### PROBLEM DETAILS
Say the number of lines containing the string "size", and say nothing else.

### DATASET EXCERPT
□ □ □ □ □ □ □

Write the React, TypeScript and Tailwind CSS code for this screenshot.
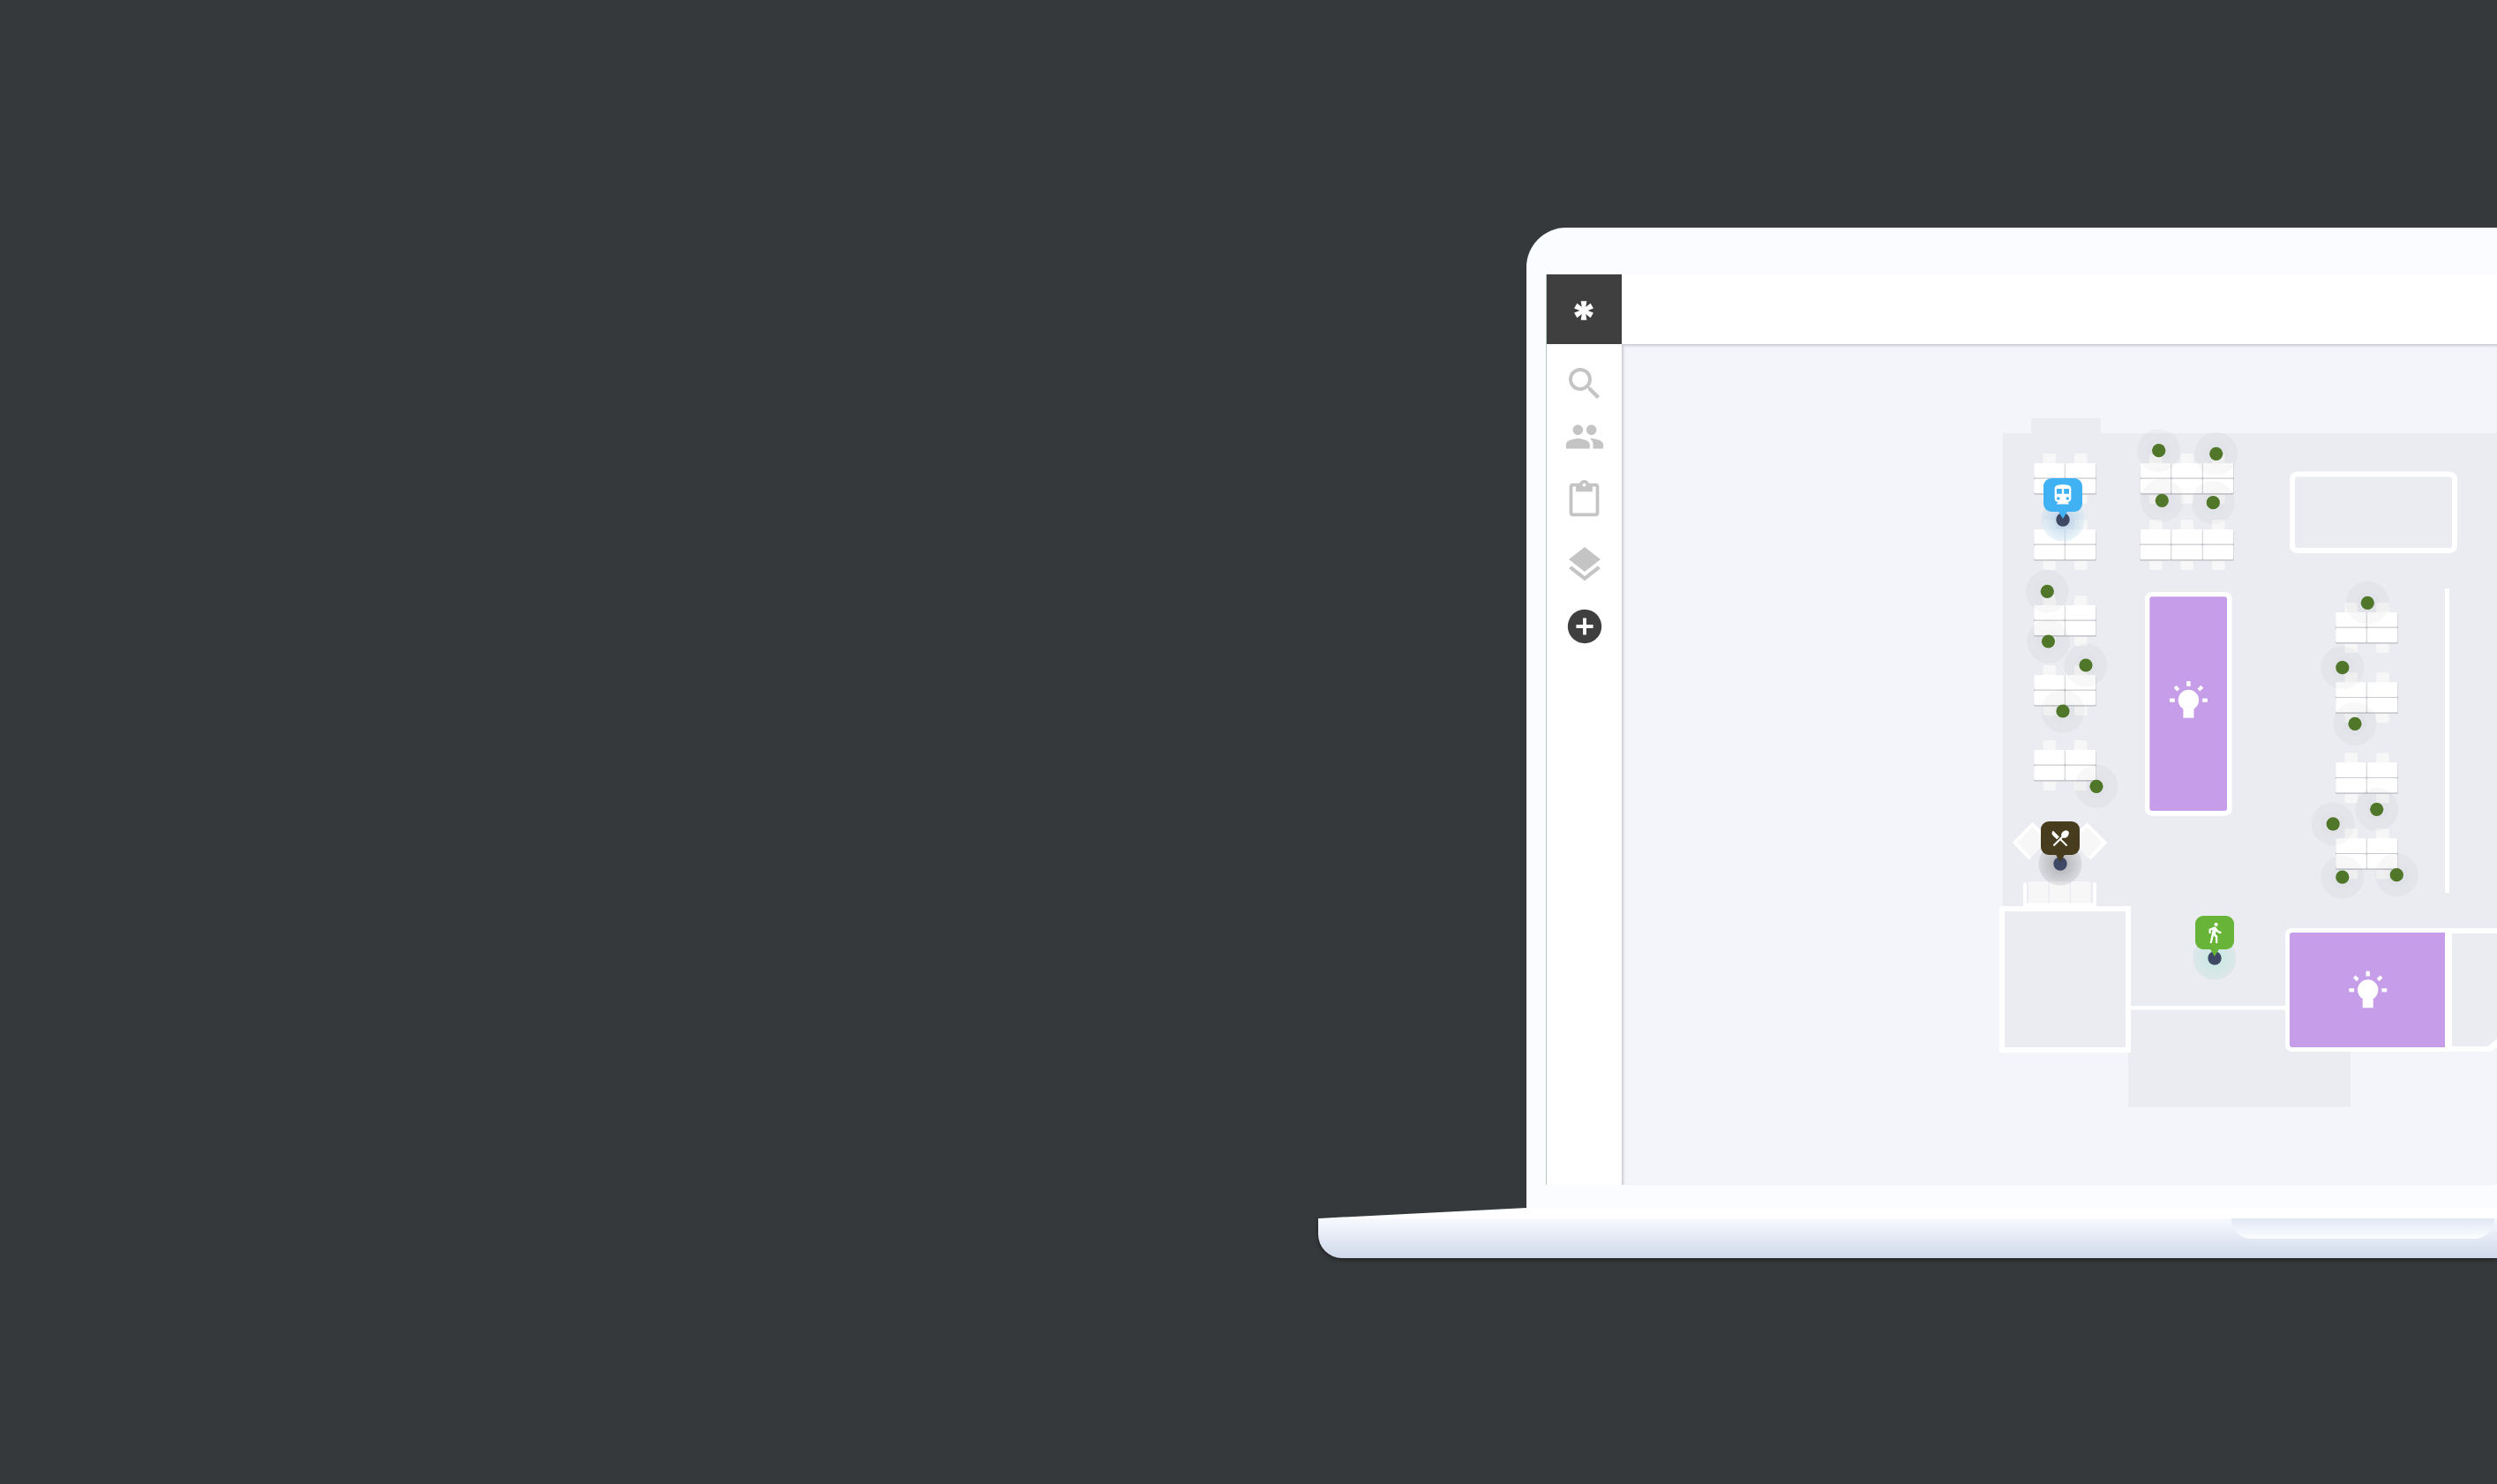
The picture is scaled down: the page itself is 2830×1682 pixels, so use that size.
import React from "react";
import {
  MdSearch,
  MdPeople,
  MdContentPaste,
  MdLayers,
  MdAddCircle,
  MdDirectionsSubway,
  MdRestaurantMenu,
  MdDirectionsWalk,
} from "react-icons/md";

const deskGroups = [
  { x: 2305, y: 525, cols: 2 },
  { x: 2305, y: 600, cols: 2 },
  { x: 2305, y: 686, cols: 2 },
  { x: 2305, y: 765, cols: 2 },
  { x: 2305, y: 850, cols: 2 },
  { x: 2425.5, y: 525, cols: 3 },
  { x: 2425.5, y: 600, cols: 3 },
  { x: 2647, y: 694, cols: 2 },
  { x: 2647, y: 773.3, cols: 2 },
  { x: 2647, y: 864.3, cols: 2 },
  { x: 2647, y: 950.3, cols: 2 },
];

const sensors = [
  [2446.7, 510.7],
  [2511.7, 514.3],
  [2450.3, 567.3],
  [2508.3, 569.7],
  [2320.3, 670.3],
  [2321.5, 727],
  [2364, 754],
  [2338, 806],
  [2376, 891.3],
  [2683.3, 683.3],
  [2654.8, 756.7],
  [2669, 820.3],
  [2693.7, 917.3],
  [2644.2, 933.8],
  [2654.8, 994.2],
  [2716.3, 991.7],
];

function DeskGroup({ x, y, cols }: { x: number; y: number; cols: number }) {
  const columns = Array.from({ length: cols }, (_, i) => x + i * 35.5);
  return (
    <g>
      {columns.map((cx) => (
        <g key={cx} fill="#f7f7f7">
          <rect x={cx + 10.5} y={y - 11} width="14.5" height="20" rx="2" />
          <rect x={cx + 10.5} y={y + 26} width="14.5" height="20" rx="2" />
        </g>
      ))}
      <rect x={x} y={y + 1} width={cols * 35.5} height="34.8" rx="1.5" fill="#c9cacf" />
      {columns.map((cx) => (
        <g key={cx} fill="#ffffff">
          <rect x={cx + 0.2} y={y} width="34.6" height="16.6" rx="1.5" />
          <rect x={cx + 0.2} y={y + 17.8} width="34.6" height="16.2" rx="1.5" />
        </g>
      ))}
    </g>
  );
}

function Bulb({ x, y }: { x: number; y: number }) {
  return (
    <g transform={`translate(${x} ${y})`} fill="#ffffff">
      <circle r="11.7" />
      <rect x="-6" y="8" width="12" height="12.3" />
      <rect x="-2.2" y="-21.3" width="4.4" height="5.8" />
      <rect x="-21.4" y="-1.8" width="5.8" height="4.2" />
      <rect x="15.7" y="-1.8" width="5.8" height="4.2" />
      <rect x="-2.8" y="-2" width="5.6" height="4" transform="translate(-13.4 -13.2) rotate(45)" />
      <rect x="-2.8" y="-2" width="5.6" height="4" transform="translate(13.4 -13.2) rotate(-45)" />
    </g>
  );
}

function FloorPlan() {
  return (
    <svg
      className="block"
      width="992"
      height="953"
      viewBox="1838 390 992 953"
      role="img"
      aria-label="Office floor plan"
    >
      <defs>
        <radialGradient id="haloBlue">
          <stop offset="0.3" stopColor="#a9c8e6" stopOpacity="0.6" />
          <stop offset="1" stopColor="#c8e2f0" stopOpacity="0.4" />
        </radialGradient>
        <radialGradient id="haloDark">
          <stop offset="0.3" stopColor="#5a5a5e" stopOpacity="0.34" />
          <stop offset="1" stopColor="#5a5a5e" stopOpacity="0.12" />
        </radialGradient>
        <radialGradient id="haloGreen">
          <stop offset="0.3" stopColor="#c8e8e2" stopOpacity="0.9" />
          <stop offset="1" stopColor="#d3e3e4" stopOpacity="0.6" />
        </radialGradient>
      </defs>

      <path
        fill="#ebecf1"
        d="M2270 491H2302V474H2381V491H2830V1182L2822 1190H2664V1255H2412V1190H2270Z"
      />

      <path d="M2304 937L2285 955L2303 971L2321 952Z" fill="#f7f7f7" />
      <path d="M2365 937L2384 955L2366 973L2348 952Z" fill="#f7f7f7" />
      <g fill="none" stroke="#ffffff" strokeWidth="4">
        <path d="M2301 973L2283.500 955L2303.500 934.500L2314 945" />
        <path d="M2368.500 973L2385.500 955L2365.500 935L2355 945" />
      </g>

      {deskGroups.map((g) => (
        <DeskGroup key={`${g.x}-${g.y}`} {...g} />
      ))}

      <g fill="#f7f7f7">
        <rect x="2299" y="999" width="22.500" height="26" rx="2" />
        <rect x="2323" y="999" width="22.500" height="26" rx="2" />
        <rect x="2347" y="999" width="22.500" height="26" rx="2" />
      </g>
      <path
        fill="#ffffff"
        d="M2293 1002q0-2 2-2t2 2V1023.500H2372V1002q0-2 2-2t2 2V1028H2293Z"
      />

      <rect x="2269" y="1030" width="143" height="160" fill="#ebecf1" stroke="#ffffff" strokeWidth="6" />
      <rect x="2415" y="1140" width="177" height="4.500" fill="#ffffff" />
      <rect x="2771" y="667" width="5" height="345" fill="#ffffff" />
      <rect x="2598" y="537.500" width="184" height="86.500" rx="5.500" fill="none" stroke="#ffffff" strokeWidth="6" />

      <rect x="2431" y="671" width="98.700" height="253.700" rx="8" fill="#ffffff" />
      <rect x="2436.300" y="676.300" width="87.700" height="242.700" rx="3" fill="#c69de9" />
      <Bulb x={2480.4} y={793.4} />

      <path
        fill="#ffffff"
        d="M2598 1052H2830V1186.500L2822.700 1192H2598a8 8 0 0 1-8-8V1060a8 8 0 0 1 8-8Z"
      />
      <path
        fill="#c69de9"
        d="M2598 1057H2771V1187H2598a3 3 0 0 1-3-3V1060a3 3 0 0 1 3-3Z"
      />
      <path fill="#ebecf1" d="M2779 1058H2830V1177.500L2819.500 1186H2779Z" />
      <Bulb x={2683.7} y={1122} />

      {sensors.map(([x, y]) => (
        <g key={`${x}-${y}`}>
          <circle cx={x} cy={y} r="24.500" fill="#3a3a3a" fillOpacity="0.035" />
          <circle cx={x} cy={y} r="14" fill="#3a3a3a" fillOpacity="0.006" />
          <circle cx={x} cy={y} r="7.600" fill="#507629" />
        </g>
      ))}

      <circle cx="2338" cy="589" r="24.500" fill="url(#haloBlue)" />
      <circle cx="2335" cy="979" r="24.500" fill="url(#haloDark)" />
      <circle cx="2510" cy="1086" r="24.500" fill="url(#haloGreen)" />
      <g fill="#3e4763">
        <circle cx="2338" cy="589" r="7.700" />
        <circle cx="2335" cy="979" r="7.700" />
        <circle cx="2510" cy="1086" r="7.700" />
      </g>
    </svg>
  );
}

function Pin({
  label,
  place,
  fill,
  children,
}: {
  label: string;
  place: string;
  fill: string;
  children: React.ReactNode;
}) {
  return (
    <button type="button" aria-label={label} className={`absolute flex flex-col items-center ${place}`}>
      <span className={`flex h-[38px] w-11 items-center justify-center rounded-[9px] text-white ${fill}`}>
        {children}
      </span>
      <span className={`-mt-px h-[9px] w-[11px] [clip-path:polygon(0_0,100%_0,50%_100%)] ${fill}`} />
    </button>
  );
}

const navItems = [
  { label: "Search", icon: <MdSearch size={48} />, tone: "text-[#c4c4c4]" },
  { label: "People", icon: <MdPeople size={46} />, tone: "mt-3 text-[#c4c4c4]" },
  { label: "Bookings", icon: <MdContentPaste size={45} />, tone: "mt-[23px] text-[#c4c4c4]" },
  { label: "Floors", icon: <MdLayers size={50} />, tone: "mt-[26px] text-[#c4c4c4]" },
  { label: "Add", icon: <MdAddCircle size={46} />, tone: "mt-[22px] text-[#3f3f3f]" },
];

export default function App() {
  return (
    <main className="flex min-h-screen overflow-hidden bg-[#36393c]">
      <div className="w-[1494px] shrink-0" />
      <section className="min-w-0 flex-1 pt-[258px]">
        <div className="ml-[236px] rounded-tl-[45px] bg-[#fbfcff] pt-[53px] pb-[26px] pl-[22px]">
          <div className="flex border-l border-[#b7c8c3] bg-white">
            <aside className="flex w-[85px] shrink-0 flex-col">
              <a href="#home" aria-label="Home" className="flex h-[79px] items-center justify-center bg-[#3f3f3f] pt-[3px] pr-0.5">
                <svg width="24" height="24" viewBox="-12 -12 24 24" aria-hidden="true">
                  <g fill="#ffffff">
                    <path d="M-3.300-10.700H3.300L1.700 0L3.300 10.700H-3.300L-1.700 0Z" />
                    <path d="M-3.300-10.700H3.300L1.700 0L3.300 10.700H-3.300L-1.700 0Z" transform="rotate(60)" />
                    <path d="M-3.300-10.700H3.300L1.700 0L3.300 10.700H-3.300L-1.700 0Z" transform="rotate(-60)" />
                  </g>
                </svg>
              </a>
              <nav aria-label="Main" className="flex flex-col items-center pt-[21px]">
                {navItems.map((item) => (
                  <button
                    key={item.label}
                    type="button"
                    aria-label={item.label}
                    className={`flex h-12 w-12 items-center justify-center ${item.tone}`}
                  >
                    {item.icon}
                  </button>
                ))}
              </nav>
            </aside>
            <div className="min-w-0 flex-1">
              <header className="h-[79px] bg-white" />
              <div className="relative overflow-hidden bg-[#f4f5fa] shadow-[inset_2px_2px_3px_#c9cacf]">
                <FloorPlan />
                <Pin label="Transit" place="left-[478px] top-[152px]" fill="bg-[#40b2f3]">
                  <MdDirectionsSubway size={28} />
                </Pin>
                <Pin label="Restaurant" place="left-[475px] top-[541px]" fill="bg-[#473d1e]">
                  <MdRestaurantMenu size={24} />
                </Pin>
                <Pin label="Walking" place="left-[650px] top-[648px]" fill="bg-[#67b439]">
                  <MdDirectionsWalk size={26} />
                </Pin>
              </div>
            </div>
          </div>
        </div>
        <div className="h-3 bg-white [clip-path:polygon(0_100%,236px_0,100%_0,100%_100%)]" />
        <div className="h-[45px] rounded-bl-[27px] bg-linear-to-b from-[#f8f9ff] to-[#cfd9ea] shadow-[0_2px_4px_#1f2123]">
          <div className="ml-auto mr-[3px] h-[23px] w-[298px] rounded-b-[22px] bg-linear-to-b from-[#e2e7f6] to-[#fcfdff]" />
        </div>
      </section>
    </main>
  );
}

□ □ □ □ □ □ □

### THE RESULT
9